Exercise brief: Return each line containing the string "this".

Material:

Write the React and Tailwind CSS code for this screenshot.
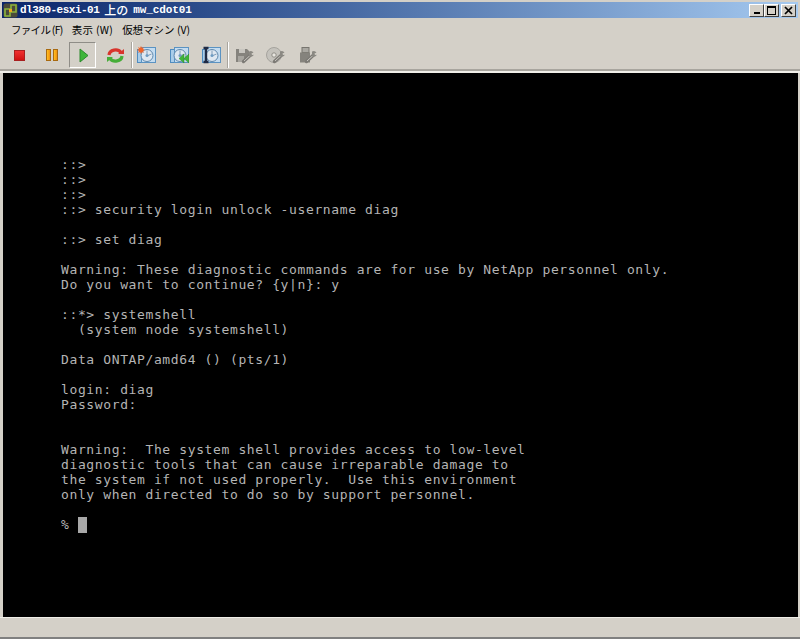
const terminalLines = [
  "::>",
  "::>",
  "::>",
  "::> security login unlock -username diag",
  "",
  "::> set diag",
  "",
  "Warning: These diagnostic commands are for use by NetApp personnel only.",
  "Do you want to continue? {y|n}: y",
  "",
  "::*> systemshell",
  "  (system node systemshell)",
  "",
  "Data ONTAP/amd64 () (pts/1)",
  "",
  "login: diag",
  "Password:",
  "",
  "",
  "Warning:  The system shell provides access to low-level",
  "diagnostic tools that can cause irreparable damage to",
  "the system if not used properly.  Use this environment",
  "only when directed to do so by support personnel.",
  "",
];

function DiscBase({ children }) {
  return (
    <svg width="19" height="18" viewBox="0 0 19 18">
      <rect x="0.5" y="3.5" width="15" height="13" fill="#a9cdea" stroke="#4f8cc0" />
      <rect x="4.5" y="1.5" width="14" height="15" fill="#c4dcf0" stroke="#5b93c2" />
      <circle cx="10" cy="9.5" r="6" fill="#dfe8f1" stroke="#5f88ad" />
      <path d="M10 4.5v4M14.5 8l-3.5 1.5" stroke="#7f9cb8" fill="none" />
      <circle cx="10" cy="9.5" r="1.5" fill="#6f9cc2" />
      {children}
    </svg>
  );
}

function GrayTool({ children }) {
  return (
    <svg width="19" height="18" viewBox="0 0 19 18">
      {children}
      <path d="M8.5 15.5l6.5-6" stroke="#7c7a75" strokeWidth="3.4" strokeLinecap="round" />
      <path d="M9 15l6-5.5" stroke="#c8c6c0" strokeWidth="1" />
      <path d="M14 5.5a3.4 3.4 0 0 1 4.5 1l-2 1 .3 1.4 2-.2a3.4 3.4 0 0 1-4.8 1.6z" fill="#8a8882" />
    </svg>
  );
}

function Sep() {
  return <div className="w-[2px] h-[26px] shrink-0 bg-[#a8a59e] border-r border-white" />;
}

function Slot({ className, children }) {
  return <div className={`flex items-center justify-center h-[26px] shrink-0 ${className}`}>{children}</div>;
}

function WinButton({ children }) {
  return (
    <div className="w-[15px] h-[13px] bg-[#d4d0c8] border border-t-white border-l-white border-r-[#404040] border-b-[#404040] flex items-center justify-center">
      {children}
    </div>
  );
}

export default function App() {
  return (
    <div className="w-[800px] h-[639px] bg-[#d4d0c8] flex flex-col overflow-hidden font-['Liberation_Sans',sans-serif]">
      {/* Title bar */}
      <div className="mx-[2px] mt-[2px] h-[16px] shrink-0 bg-gradient-to-r from-[#0a246a] to-[#a6caf0] flex items-center pl-[1px] pr-[2px]">
        <svg width="15" height="15" viewBox="0 0 15 15" className="shrink-0">
          <rect x="0.5" y="0.5" width="14" height="14" rx="2" fill="#4a4a3a" />
          <path d="M2 6h5v7H2zM8 2h5v7H8z" fill="none" stroke="#8db43c" strokeWidth="1.6" />
          <rect x="6" y="6" width="3" height="3" fill="#f0a81e" />
        </svg>
        <div className="ml-[2px] text-white font-bold whitespace-pre flex items-center font-['Liberation_Mono',monospace] text-[11px]">
          <span className="tracking-[-0.5px]">dl380-esxi-01</span>
          <span className="ml-[5px] font-['Noto_Sans_CJK_JP',sans-serif] text-[12px] font-medium">上の</span>
          <span className="ml-[5px] tracking-[-0.1px]">mw_cdot01</span>
        </div>
        <div className="ml-auto flex items-center">
          <WinButton>
            <div className="w-[6px] h-[2px] bg-black mt-[6px]" />
          </WinButton>
          <WinButton>
            <div className="w-[9px] h-[9px] border border-black border-t-2" />
          </WinButton>
          <div className="w-[2px]" />
          <WinButton>
            <svg width="9" height="9" viewBox="0 0 9 9">
              <path d="M1 1l7 7M8 1L1 8" stroke="#000" strokeWidth="1.7" />
            </svg>
          </WinButton>
        </div>
      </div>

      {/* Menu */}
      <div className="h-[24px] shrink-0 flex items-center pl-[11px] gap-[9px] text-[10.5px] text-black font-['Noto_Sans_CJK_JP',sans-serif]">
        <span className="tracking-[-0.7px]">ファイル (F)</span>
        <span className="tracking-[0.3px]">表示 (W)</span>
        <span>仮想マシン (V)</span>
      </div>

      {/* Toolbar */}
      <div className="h-[26px] shrink-0 flex items-center">
        <Slot className="w-[38px]">
          <div className="w-[11px] h-[11px] bg-gradient-to-b from-[#f03030] to-[#d01010] border border-[#a82020]" />
        </Slot>
        <Slot className="w-[27px] gap-[2px]">
          <div className="w-[5px] h-[12px] bg-gradient-to-r from-[#ffc020] to-[#f09010] border border-[#a86a10]" />
          <div className="w-[5px] h-[12px] bg-gradient-to-r from-[#ffc020] to-[#f09010] border border-[#a86a10]" />
        </Slot>
        <Slot className="w-[27px] ml-[4px] pl-[3px] border border-t-[#8f8d87] border-l-[#8f8d87] border-r-white border-b-white">
          <svg width="10" height="15" viewBox="0 0 10 15">
            <path d="M1 1l8 6.5L1 14z" fill="#3fb53a" stroke="#2c8a2c" />
          </svg>
        </Slot>
        <Slot className="w-[35px] pl-[3px]">
          <svg width="17" height="17" viewBox="0 0 17 17">
            <path d="M2 8a6.5 5.5 0 0 1 12-2.5" fill="none" stroke="#d8342c" strokeWidth="3.2" />
            <path d="M15 9a6.5 5.5 0 0 1-12 2.5" fill="none" stroke="#46ad38" strokeWidth="3.2" />
            <path d="M11 7h6V2z" fill="#d8342c" />
            <path d="M6 10H0v5z" fill="#46ad38" />
          </svg>
        </Slot>
        <Sep />
        <Slot className="w-[26px]">
          <DiscBase>
            <path d="M4 0l1 2 2-1-1 2 2 1-2 1 1 2-2-1-1 2-1-2-2 1 1-2-2-1 2-1-1-2 2 1z" fill="#f0642a" />
          </DiscBase>
        </Slot>
        <Slot className="w-[40px]">
          <DiscBase>
            <path d="M9 12.5l5-4.5v9zM14 12.5l5-4.5v9z" fill="#3fb53a" stroke="#2c8a2c" strokeWidth="0.5" />
          </DiscBase>
        </Slot>
        <Slot className="w-[24px]">
          <DiscBase>
            <path d="M1.5 2h5M4 2v14M1.5 16h5" stroke="#1f2a44" strokeWidth="2.4" fill="none" />
          </DiscBase>
        </Slot>
        <div className="w-[4px] shrink-0" />
        <Sep />
        <Slot className="w-[30px]">
          <GrayTool>
            <path d="M1 3h11l2 2v5l-6 6H1z" fill="#85837d" />
            <rect x="4" y="3" width="6" height="4" fill="#c8c6c0" />
            <rect x="3" y="10" width="6" height="6" fill="#a8a6a0" />
          </GrayTool>
        </Slot>
        <Slot className="w-[32px]">
          <GrayTool>
            <circle cx="8" cy="9" r="7.5" fill="#c4c2bc" stroke="#a5a39d" />
            <circle cx="8" cy="9" r="2.2" fill="#e8e6e0" stroke="#8f8d87" />
          </GrayTool>
        </Slot>
        <Slot className="w-[32px]">
          <GrayTool>
            <rect x="4" y="1.5" width="7" height="5" fill="#aaa8a2" stroke="#77756f" />
            <rect x="2" y="6.5" width="10" height="10" fill="#85837d" />
          </GrayTool>
        </Slot>
      </div>

      {/* Console */}
      <div className="mt-[1px] h-[2px] shrink-0 bg-[#a8a59e]" />
      <div className="h-[2px] shrink-0 bg-[#f0eee8]" />
      <div className="ml-[3px] mr-[2px] h-[544px] shrink-0 bg-black pt-[84px] pl-[58px] overflow-hidden">
        <pre className="text-[13px] leading-[15px] tracking-[0.62px] text-[#b4b4b4] font-['DejaVu_Sans_Mono',monospace]">
          {terminalLines.map((line, i) => (
            <div key={i} className="h-[15px]">{line}</div>
          ))}
          <div className="h-[15px] flex items-center">
            <span>%</span>
            <span className="ml-[9px] w-[9px] h-[16px] bg-[#a8a8a8]" />
          </div>
        </pre>
      </div>

      <div className="flex-1 border-t border-t-[#f0eee8]" />
      <div className="h-[2px] shrink-0 bg-[#808080]" />
    </div>
  );
}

Result of the exercise:
Write the React and Tailwind CSS code for this screenshot.
  "the system if not used properly.  Use this environment",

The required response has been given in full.